Lo sviluppo? Non interessa più l'opinione pubblica
Il referendum sulle trivelle fa discutere. Paradossalmente più dopo, ad urne chiuse ed a risultato acquisito, che non durante la campagna elettorale, come sarebbe stato lecito ed auspicabile attendersi, perché la democrazia, la discussione, non fanno mai male.
Su Pro Capitanata, Franco Antonucci, per molti anni ingegnere capo del Consorzio Asi di Foggia, persona particolarmente attenta e sensibile ai problemi dello sviluppo, ha pubblicato una nota che suscita parecchie riflessioni.
Mi deprime - scrive Antonucci - il pensiero delle infinite discussioni televisive post-referendarie prossime (talk show a basso costo), ovvero, peggio, su chi ha vinto e chi ha perso, lasciando tali e quali le "questioni energetiche ambientali" generali. Che noia mortale! Parole, parole, liti, liti, solo per prendere il posto dell'uno contro l'altro, senza prospettive reali. Lotte per il cambio della guardia, senza nulla guardare a fondo.
Vorrei per qualche istante, invece, sognare ed immaginare che proprio da parte di chi ha vinto, magari allora per iniziativa dello stesso Governo, partisse, l'iniziativa di un nuovo dibattito, aperto a tutto campo, non solo sulla questione contingente del "controlli" ambientali sul presente e sull'immediato, ma soprattutto sulla fantastica ipotesi di un più generale "progetto di fattibilità" sulla "questione energetica ambientale" nazionale. In un Paese fragile e splendido al tempo stesso.
Mettendo da parte sia gli atteggiamenti estremi degli Ambientalisti, immersi in un anacronistico ritorno alla preistoria (affermazioni apodittiche senza progetto), sia, viceversa, i comportamenti dirigisti del potere costituito sui "livelli economici di prossimità". Troppo spesso assolutamente incongrui, invece, rispetto alle più lunghe prospettive di una Società contemporanea, che, in ogni caso, grazie ad un progresso tecnologico iperbolico, sta entrando in una nuova promessa (o minaccia) di vita.
Sembra che uno degli ostacoli principali alla evoluzione in vista sia, in particolare, rappresentato dal permanere ostinato di una tecnologia pregressa, disordinata - ormai già obsoleta -, che deve prima esaurire le proprie produzioni ed accumuli economici non ancora ammortizzati, lasciando poi eventualmente libere (troppo tardi?) le nuove tecnologie davvero più sostenibili e futuribili. Occorre superare subito questo equivoco. Le evoluzioni necessarie sono più veloci degli egoismi decantati.
Sogno, invece, un nostro "progetto globale", nuovo, coraggioso, che apra al futuro prossimo e lontano, che riequilibri e ribalti le traballanti ed irrazionali situazioni precedenti ancora perduranti.

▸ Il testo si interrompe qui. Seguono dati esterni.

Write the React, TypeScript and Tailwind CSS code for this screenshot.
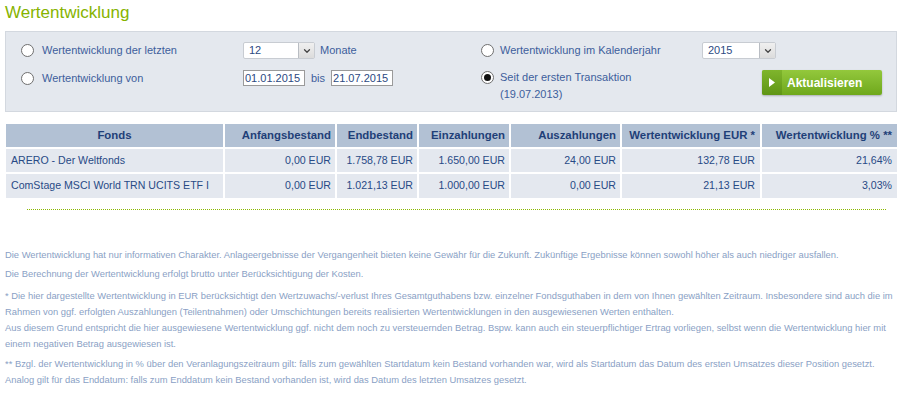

Dopo il "progetto" sogno un "Piano energetico ambientale" tutto nazionale, tutto italiano.
Spazzando via gli interessi dei pochi furbi a vantaggio dei più. In favore, magari, di una nuova civiltà in arrivo - conclude Antonucci.
Sulla stessa lunghezza d’onda si colloca la posizione di Michele Lauriola, fondatore di Pro Capitanata, anche lui ingegnere: “Dopo l'esito del referendum, bisogna fare Politiche ambientali ed energetiche che siano condivise ben sapendo che la tutela dell'ambiente, del paesaggio, della natura è e deve essere una esigenza di tutti i cittadini."
Sono d’accordo tanto con Antonucci quanto con Lauriola. Ma il problema mi sembra vada cercato anche nella rarefazione della riflessione, della discussione, del confronto sul futuro tout court.
Lettere Meridiane è un blog realizzato con la piattaforma di Google, che consente di misurare con una certa attendibilità la tensione culturale e politica suscitata dai diversi temi. Potete credermi se vi dico che i temi dello sviluppo interessano assai poco l’opinione pubblica.
Di sviluppo, di futuro, non parla ormai più nessuno.